Ich muss glaube ich nicht ausführen, dass Dinge der dritten Ebene über Hüllkurven abgebildet werden können, ähnlich wie das Schwingverhalten von einzelnen Partialtönen. Wenn etwa die Phrasierung darin besteht, zum Phrasenschwerpunkt hin zunehmend, und hinterher wieder abnehmend, den Lautheitslevel zum einen und auch den Lautheitsunterschied zwischen betonten und unbetonten Zählzeiten zu erhöhen, womit auch Klangunterschiede einhergehen können (Lautheit ist ja auch nur ein Parameter, wenn die %dB-Angabe auch später zur Pegelanpassung dieses Klangobjekts dient), wenn ich als Instrumentenmodellierer das so spezifiziere, wie auch immer im Detail.
Ein ziemlich komplexes System lässt sich da eben schon stricken, wenn man im Gegenzug zum Verzicht auf Echtzeit-Musizierpraxis bereit ist. So gesehen wird nicht Musik synthetisiert, sondern die Aufnahme, ähnlich, wie ein 3D-Programm eine Szene oder eine Animation rendert. Also ein ganz anderer Ansatz, kann eigentlich nur von einem Nichtmusiker verfolgt werden.

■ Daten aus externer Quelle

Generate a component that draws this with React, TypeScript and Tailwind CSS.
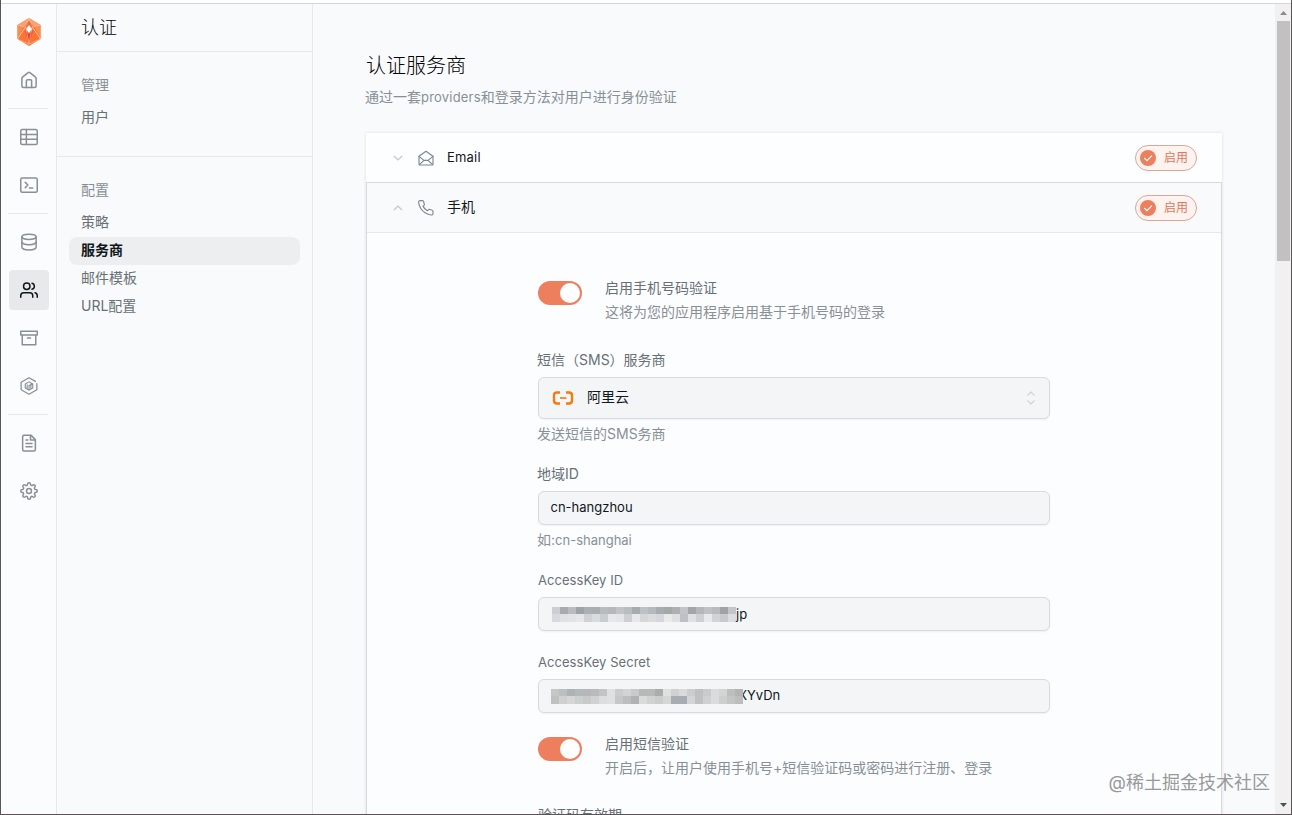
import type { ReactNode } from "react";

interface IIconProps {
  children: ReactNode;
  size?: number;
  stroke?: number;
}

const Icon = ({ children, size = 18, stroke = 2 }: IIconProps) => (
  <svg
    width={size}
    height={size}
    viewBox="0 0 24 24"
    fill="none"
    stroke="currentColor"
    strokeWidth={stroke}
    strokeLinecap="round"
    strokeLinejoin="round"
    className="shrink-0"
  >
    {children}
  </svg>
);

const Logo = () => (
  <svg width="24" height="28" viewBox="0 0 25 28" preserveAspectRatio="none">
    <path d="M12.500 0 24.500 7v14l-12 7-12-7V7z" fill="#f9793f" />
    <path d="M12.500 0 24.500 7 18 9 12.500 3 7 9 .5 7z" fill="#f8a274" />
    <path d="M.5 7 7 9 .5 21zM24.500 7 18 9l6.500 12z" fill="#f98d56" />
    <path d="M7 9 12.500 26 .5 21zM18 9 12.500 26l12-5z" fill="#fb7433" />
    <path d="M12.500 3 18 9l-5.500 17L7 9z" fill="#f26a3c" />
    <path d="M8.500 13 12.500 16l4-3-4 12.500z" fill="#ea4424" />
    <path
      d="M.5 7 9 9 .5 21M24.500 7 16 9l8.500 12M12.500 0 9 8l3.500 18L16 8zM9 9 .5 21l12 5 12-5L16 9"
      fill="none"
      stroke="#fdc9a6"
      strokeWidth=".6"
    />
    <path d="m12.500 7 3 4-3 4-3-4z" fill="#fff" />
  </svg>
);

const navGroups: { id: string; active?: boolean; icon: ReactNode }[][] = [
  [
    {
      id: "home",
      icon: (
        <>
          <path d="M2.500 9.800a2 2 0 0 1 .8-1.600l7.500-6a2 2 0 0 1 2.400 0l7.500 6a2 2 0 0 1 .8 1.600V20a2 2 0 0 1-2 2h-15a2 2 0 0 1-2-2z" />
          <path d="M8.500 22v-9a1.500 1.500 0 0 1 1.500-1.500h4a1.500 1.500 0 0 1 1.500 1.500v9" />
        </>
      ),
    },
  ],
  [
    {
      id: "table",
      icon: (
        <>
          <rect x="1" y="2" width="22" height="20" rx="2" />
          <path d="M1 8.500h22M1 15h22M8.500 2v20" />
        </>
      ),
    },
    {
      id: "sql",
      icon: (
        <>
          <rect x="1" y="2.500" width="22" height="19" rx="2" />
          <path d="m7 8.500 3.500 3.500L7 15.500M12.500 16H17" />
        </>
      ),
    },
  ],
  [
    {
      id: "database",
      icon: (
        <>
          <ellipse cx="12" cy="5" rx="9.500" ry="3.500" />
          <path d="M21.500 12c0 1.900-4.200 3.500-9.500 3.500S2.500 13.900 2.500 12" />
          <path d="M2.500 5v14c0 1.900 4.200 3.500 9.500 3.500s9.500-1.600 9.500-3.500V5" />
        </>
      ),
    },
    {
      id: "auth",
      active: true,
      icon: (
        <>
          <path d="M17 21.500v-2a4 4 0 0 0-4-4H5a4 4 0 0 0-4 4v2" />
          <circle cx="9" cy="7" r="4.300" />
          <path d="M23 21.500v-2a4 4 0 0 0-3-3.870M16 2.930a4.200 4.200 0 0 1 0 8.140" />
        </>
      ),
    },
    {
      id: "storage",
      icon: <path d="M21 8v13H3V8M1 3h22v5H1zM10 12h4" />,
    },
    {
      id: "functions",
      icon: (
        <>
          <path d="M20.500 5.800 12 1 1.500 7v10L12 23l10.500-6V9" strokeWidth="1.700" />
          <path
            d="m12 6.500 5 2.700v5.600l-5 2.700-5-2.700V9.200zM9.500 10.500v5M12 11.500v6M14.500 9.500v6M12 11.500l5-2.300"
            strokeWidth="1.500"
          />
        </>
      ),
    },
  ],
  [
    {
      id: "docs",
      icon: (
        <>
          <path d="M14.500 1.500H5.500a2 2 0 0 0-2 2v17a2 2 0 0 0 2 2h13a2 2 0 0 0 2-2v-13z" />
          <path d="M14 2v6h6M16 12.500H8M16 17H8M10.500 8H8" />
        </>
      ),
    },
    {
      id: "settings",
      icon: (
        <>
          <circle cx="12" cy="12" r="3.300" />
          <path d="M19.400 15a1.650 1.650 0 0 0 .33 1.820l.06.06a2 2 0 1 1-2.830 2.830l-.06-.06a1.650 1.650 0 0 0-2.800 1.170V21a2 2 0 0 1-4 0v-.09a1.650 1.650 0 0 0-2.920-1.260l-.06.06a2 2 0 1 1-2.830-2.830l.06-.06a1.650 1.650 0 0 0-1.170-2.800H3a2 2 0 0 1 0-4h.09a1.650 1.650 0 0 0 1.260-2.920l-.06-.06a2 2 0 1 1 2.830-2.830l.06.06a1.650 1.650 0 0 0 2.820-1.180V3a2 2 0 0 1 4 0v.09a1.650 1.650 0 0 0 2.820 1.170l.06-.06a2 2 0 1 1 2.830 2.830l-.06.06a1.650 1.650 0 0 0 1.180 2.820H21a2 2 0 0 1 0 4h-.09a1.650 1.650 0 0 0-1.510 1z" />
        </>
      ),
    },
  ],
];

const IconNav = () => (
  <nav className="flex w-14 shrink-0 flex-col gap-2 border-r border-[#e6e8eb] bg-[#fbfcfd] pt-2">
    <div className="ml-2 flex size-10 items-center justify-center">
      <Logo />
    </div>
    {navGroups.map((group, i) => (
      <div key={group[0].id} className="flex flex-col gap-2">
        {i > 0 && <div className="ml-[7px] h-px w-10 bg-[#e6e8eb]" />}
        {group.map((item) => (
          <button
            key={item.id}
            className={
              item.active
                ? "ml-2 flex size-10 items-center justify-center rounded bg-[#e7e9ea] text-[#11181c]"
                : "ml-2 flex size-10 items-center justify-center rounded text-[#889096]"
            }
          >
            <Icon>{item.icon}</Icon>
          </button>
        ))}
      </div>
    ))}
  </nav>
);

interface IMenuSectionProps {
  title: string;
  items: string[];
  active?: string;
}

const MenuSection = ({ title, items, active }: IMenuSectionProps) => (
  <div className="px-3 pt-[23px] pb-6">
    <p className="mb-[9px] px-3 leading-5 text-[#889096]">{title}</p>
    {items.map((item) => (
      <p
        key={item}
        className={
          item === active
            ? "h-7 rounded-lg bg-[#eceeef] px-3 leading-[25px] font-bold text-[#11181c]"
            : "h-7 px-3 leading-[25px] text-[#687076]"
        }
      >
        {item}
      </p>
    ))}
  </div>
);

const Sidebar = () => (
  <aside className="w-64 shrink-0 border-r border-[#e6e8eb]">
    <h1 className="h-12 border-b border-[#e6e8eb] px-6 text-lg leading-[47px] font-light text-black">认证</h1>
    <div className="h-[105px] border-b border-[#e6e8eb]">
      <MenuSection title="管理" items={["用户"]} />
    </div>
    <MenuSection title="配置" items={["策略", "服务商", "邮件模板", "URL配置"]} active="服务商" />
  </aside>
);

const EnabledBadge = () => (
  <span className="ml-auto flex h-[26px] w-[62px] items-center rounded-full border border-[#dfa595] bg-[#fef3ef] pl-1 text-xs text-[#e2755a]">
    <svg width="16" height="16" viewBox="0 0 16 16">
      <circle cx="8" cy="8" r="8" fill="#ec7f5d" />
      <path d="m4.300 8 2.700 2.700 4.900-5" fill="none" stroke="#fff" strokeWidth="1.200" />
    </svg>
    <span className="ml-2">启用</span>
  </span>
);

const Toggle = () => (
  <span className="mt-[5px] flex h-6 w-11 shrink-0 items-center justify-end rounded-full bg-[#ed7f5e] pr-0.5">
    <span className="size-5 rounded-full bg-white" />
  </span>
);

interface IToggleRowProps {
  label: string;
  description: string;
}

const ToggleRow = ({ label, description }: IToggleRowProps) => (
  <div className="flex gap-[23px]">
    <Toggle />
    <div className="leading-6">
      <p className="text-[#687076]">{label}</p>
      <p className="text-[#889096]">{description}</p>
    </div>
  </div>
);

interface IFieldProps {
  label: string;
  help?: ReactNode;
  latin?: boolean;
  children: ReactNode;
}

const Field = ({ label, help, latin, children }: IFieldProps) => (
  <div className="leading-6">
    <p
      className={
        latin ? "mb-[5px] text-[13px] leading-6 tracking-[0.05px] text-[#687076]" : "mb-[5px] -ml-px text-[#687076]"
      }
    >
      {label}
    </p>
    {children}
    {help && <p className="mt-[3px] -ml-px text-[#889096]">{help}</p>}
  </div>
);

const Input = ({ children }: { children: ReactNode }) => (
  <div className="flex h-[34px] items-center rounded-md border border-[#d7dbdf] bg-[#f4f5f6] px-3 text-[13px] text-[#11181c] shadow-xs">
    {children}
  </div>
);

const keyMask = [
  ["#cdcdd2", "#aaa9ad", "#b9bbc1", "#9fa3a8", "#a9b0b7", "#a9aeb2", "#b9bbbc", "#b5b8b8", "#c2c3c5", "#bbbcbe", "#a6acac", "#bec1c4", "#b6b9bb", "#a9adaf", "#a3a9a9", "#aeb1b2", "#c3c4c7", "#a4a4a9", "#b4b6b9", "#c0c1c5", "#b8babd", "#a1a2a6", "#c4c5c6"],
  ["#d8d9df", "#e0e1e5", "#e2e3e6", "#e6e7e9", "#cfd1d4", "#d9dcdd", "#cacdd0", "#e7e8ea", "#e4e5e8", "#cdcfd2", "#e6e8e9", "#d4d6d8", "#dadcde", "#d5d7da", "#e9eaec", "#dfe0e3", "#bfc0c5", "#dfe0e3", "#cfd0d4", "#e8e9eb", "#d1d3d6", "#c8cacd", "#dcdde0"],
];

const secretMask = [
  ["#c5c7c7", "#bbbfc0", "#adb3b5", "#b3b8ba", "#b5b7b8", "#b8babb", "#c2c4c5", "#dfe0e1", "#cacccd", "#d2d4d5", "#c9caca", "#b7b8b8", "#b8b9b9", "#acacac", "#dfe0e0", "#cfd1d2", "#d9dbdb", "#cbcdce", "#bec1c2", "#c9cccd", "#d9dbdc", "#d2d5d5", "#bcbfbe", "#b2b5b3"],
  ["#bfc1c1", "#cecfcf", "#d5d7d7", "#cdcfcf", "#c8caca", "#d0d2d2", "#dbddde", "#dfe0e1", "#c6c7c8", "#bcbdbe", "#b0b1b2", "#d9dbdb", "#d0d2d2", "#cbcdcd", "#d5d7d7", "#a9acb3", "#a8abb2", "#d2d4d5", "#bfc1c2", "#ced0d1", "#d9dbdc", "#cdcfcf", "#c2c5c4", "#bbbebc"],
];

const Mask = ({ rows }: { rows: string[][] }) => (
  <span className="flex shrink-0 flex-col">
    {rows.map((row, i) => (
      <span key={i} className="flex">
        {row.map((color, j) => (
          <span key={j} className="h-[7.500px] w-2" style={{ backgroundColor: color }} />
        ))}
      </span>
    ))}
  </span>
);

const EmailIcon = () => (
  <Icon size={16} stroke={1.700}>
    <path d="M1.500 9.500 12 2l10.500 7.500V21a1.500 1.500 0 0 1-1.500 1.500H3A1.500 1.500 0 0 1 1.500 21z" />
    <path d="m1.500 9.500 7.500 6h6l7.500-6M2 22l7-6.500M22 22l-7-6.500" />
  </Icon>
);

const PhoneIcon = () => (
  <Icon size={16} stroke={1.700}>
    <path d="M22.500 17v3.300a2.200 2.200 0 0 1-2.400 2.200 21.500 21.500 0 0 1-9.400-3.300 21.200 21.200 0 0 1-6.500-6.500A21.500 21.500 0 0 1 .9 3.300 2.200 2.200 0 0 1 3.100.9h3.300a2.200 2.200 0 0 1 2.200 1.900c.1 1 .4 2.100.8 3.100a2.200 2.200 0 0 1-.5 2.300L7.500 9.600a17.500 17.500 0 0 0 6.500 6.500l1.400-1.400a2.200 2.200 0 0 1 2.300-.5c1 .4 2 .6 3.100.8a2.200 2.200 0 0 1 1.700 2z" />
  </Icon>
);

const Chevron = ({ up }: { up?: boolean }) => (
  <svg width="10" height="6" viewBox="0 0 10 6" fill="none" stroke="#c1c8cd" strokeWidth="1.200" className="mr-[15px]">
    <path d={up ? "m1 5 4-4 4 4" : "m1 1 4 4 4-4"} />
  </svg>
);

const AliyunIcon = () => (
  <svg width="22" height="14" viewBox="0 0 22 14" fill="none" stroke="#f47a12">
    <path d="M8 1.500H5Q2 1.500 2 4.500v5Q2 12.500 5 12.500H8M14 1.500h3q3 0 3 3v5q0 3-3 3h-3" strokeWidth="2.400" />
    <path d="M8 7h6.500" strokeWidth="1.600" />
  </svg>
);

const ProviderForm = () => (
  <div className="mx-auto w-[512px] pt-[43px]">
    <ToggleRow label="启用手机号码验证" description="这将为您的应用程序启用基于手机号码的登录" />
    <div className="mt-6">
      <Field label="短信（SMS）服务商" help="发送短信的SMS务商">
        <div className="flex h-[42px] items-center rounded-md border border-[#d7dbdf] bg-[#f4f5f6] px-[13px] text-[#11181c] shadow-xs">
          <AliyunIcon />
          <span className="ml-[13px] pb-0.5">阿里云</span>
          <svg width="10" height="14" viewBox="0 0 10 14" fill="none" stroke="#d0d4d8" strokeWidth="1.200" className="ml-auto">
            <path d="m1.500 4.500 3.500-3.500 3.500 3.500M1.500 9.500 5 13l3.500-3.500" />
          </svg>
        </div>
      </Field>
    </div>
    <div className="mt-4">
      <Field
        label="地域ID"
        help={
          <>
            如:<span className="text-[13px]">cn-shanghai</span>
          </>
        }
      >
        <Input>
          <span className="-ml-[0.500px] pb-0.5">cn-hangzhou</span>
        </Input>
      </Field>
    </div>
    <div className="mt-4">
      <Field label="AccessKey ID" latin>
        <Input>
          <span className="ml-px">
            <Mask rows={keyMask} />
          </span>
          <span className="pb-px">jp</span>
        </Input>
      </Field>
    </div>
    <div className="mt-[19px]">
      <Field label="AccessKey Secret" latin>
        <Input>
          <Mask rows={secretMask} />
          {/* the mask covers all but the last strokes of the X */}
          <span className="flex w-1 justify-end overflow-hidden pb-0.5">X</span>
          <span className="pb-0.5">YvDn</span>
        </Input>
      </Field>
    </div>
    <div className="mt-[19px]">
      <ToggleRow label="启用短信验证" description="开启后，让用户使用手机号+短信验证码或密码进行注册、登录" />
    </div>
    <p className="mt-[23px] leading-6 text-[#687076]">验证码有效期</p>
  </div>
);

const Providers = () => (
  <main className="min-w-0 flex-1 overflow-hidden">
    <div className="mx-auto w-[856px] pt-[46px]">
      <h2 className="text-xl leading-8 font-light text-black">认证服务商</h2>
      <p className="mt-[3px] -ml-px leading-6 text-[#889096]">
        通过一套<span className="text-[13px] tracking-[0.2px]">providers</span>和登录方法对用户进行身份验证
      </p>
      <div className="mt-6 shadow-[0_0_3px_rgba(0,0,0,0.12)]">
        <div className="flex h-[49px] items-center bg-[#fdfeff] pr-[25px] pl-[27px] text-[#11181c]">
          <Chevron />
          <span className="text-[#7e868c]">
            <EmailIcon />
          </span>
          <span className="ml-[13px] pb-px text-[13px] tracking-[0.2px]">Email</span>
          <EnabledBadge />
        </div>
        <div className="border border-[#d7dbdf] bg-[#fcfdfe]">
          <div className="flex h-[50px] items-center border-b border-[#e6e8eb] bg-[#f9fafb] pr-6 pl-[26px] text-[#11181c]">
            <Chevron up />
            <span className="text-[#7e868c]">
              <PhoneIcon />
            </span>
            <span className="ml-[13px] pb-0.5">手机</span>
            <EnabledBadge />
          </div>
          <ProviderForm />
        </div>
      </div>
    </div>
  </main>
);

const Scrollbar = () => (
  <div className="flex w-4 shrink-0 flex-col items-center bg-[#f1f1f1]">
    <svg width="15" height="17" viewBox="0 0 15 17">
      <path d="M4 11h7L7.500 7z" fill="#8c8c8c" />
    </svg>
    <div className="h-[240px] w-[13px] bg-[#c1c1c1]" />
    <svg width="15" height="17" viewBox="0 0 15 17" className="mt-auto">
      <path d="M4 6h7l-3.500 4z" fill="#505050" />
    </svg>
  </div>
);

export default function App() {
  return (
    <div className="relative flex h-[815px] w-[1292px] flex-col overflow-hidden border-r border-b border-l border-[#5b5457] bg-[#f8fafb] font-['Inter','Noto_Sans_CJK_SC',sans-serif] text-sm">
      <div className="h-1 shrink-0 border-b border-[#d4d6d8] bg-white" />
      <div className="flex min-h-0 flex-1">
        <IconNav />
        <Sidebar />
        <Providers />
        <Scrollbar />
      </div>
      <p className="absolute right-[21px] bottom-[17px] text-lg leading-7 text-[#97999b] [text-shadow:0_0_2px_white]">
        @稀土掘金技术社区
      </p>
    </div>
  );
}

Wenn ich anderen Hörproben gebe, bemühe ich mich, nix dazu zu sagen, und auch die Meinung mit einem nüchternen Danke zu quittieren. Damit fahre ich ganz gut, wenn ich nicht selber dran scheitere.
Nun, ich will lernen, nicht immer das letzte Wort zu haben ... ich habe alles gesagt und gucke nicht mehr ins Forum für ne Woche oder so.